BYD has emerged as a dominant force in the global electric vehicle industry, achieving remarkable financial growth and market expansion.
BYD reported a record-breaking net profit of 15 billion yuan ($2.1 billion) in the fourth quarter of 2024, marking a 73.1 percent increase from the previous year. This surge in profitability was driven by a combination of aggressive pricing strategies and significantly higher sales compared to its competitors.
Fourth-quarter revenue climbed 52.7 percent to 274.9 billion yuan, reflecting BYD’s strong market position and ability to capitalize on the increasing demand for electric vehicles.
For the entire year, BYD’s profit rose by 34 percent to reach an all-time high of 40.3 billion yuan, while total revenue saw a 29 percent increase, underscoring the company’s sustained momentum in the EV market.
BYD made history in 2024 by surpassing Volkswagen to become China’s top-selling car brand, delivering a record 4.25 million vehicles, Reuters news report said. This milestone highlights BYD’s dominance in the world’s largest auto market, where it has aggressively pursued a strategy of launching cost-effective EV models. By doing so, BYD has intensified an ongoing price war that has gripped the Chinese automotive industry for the past two years, challenging both domestic and international competitors.
BYD has been at the forefront of innovation, unveiling a groundbreaking super-charging EV technology platform. The company also announced plans to integrate smart driving features into most of its vehicle lineup at no additional cost, further enhancing its value proposition to consumers. This move is expected to reinforce BYD’s competitive edge and attract more buyers who are seeking advanced yet affordable electric vehicles. The company’s focus on innovation and customer-centric offerings has played a crucial role in strengthening its market position.
A significant portion of BYD’s revenue comes from the sale of automobiles and related products, which accounted for 79.4 percent of its total operating revenue. The gross profit margin for this segment improved to 22.3 percent, representing a 1.3 percentage point increase from the previous year. This steady rise in profitability is a testament to BYD’s ability to manage costs effectively while scaling up its production and sales.
The automaker’s financial strength was further reinforced by a recent primary share sale that raised $5.59 billion. The funds will be allocated towards research and development, as well as overseas expansion, ensuring that BYD continues to advance its technological capabilities and global footprint.
BYD has been actively expanding its presence beyond China, with overseas shipments rising by an impressive 71.9 percent in 2024. These exports now account for 10 percent of the company’s total vehicle sales, highlighting the growing international demand for its electric cars.
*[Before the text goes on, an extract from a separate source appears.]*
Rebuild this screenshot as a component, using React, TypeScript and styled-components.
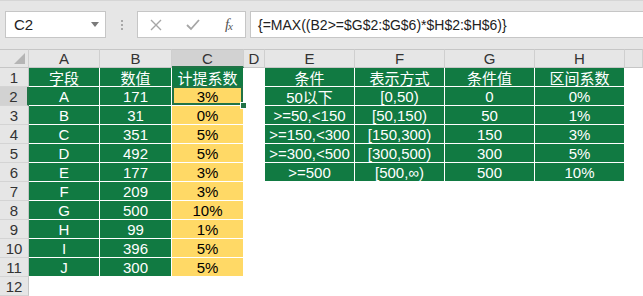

The company is also exploring opportunities to establish a stronger foothold in Europe, with Germany being considered as the potential location for its third manufacturing plant on the continent. This strategic move aligns with BYD’s long-term vision of becoming a leading global EV manufacturer, leveraging its cost advantage, technological expertise, and production efficiency to compete on an international scale.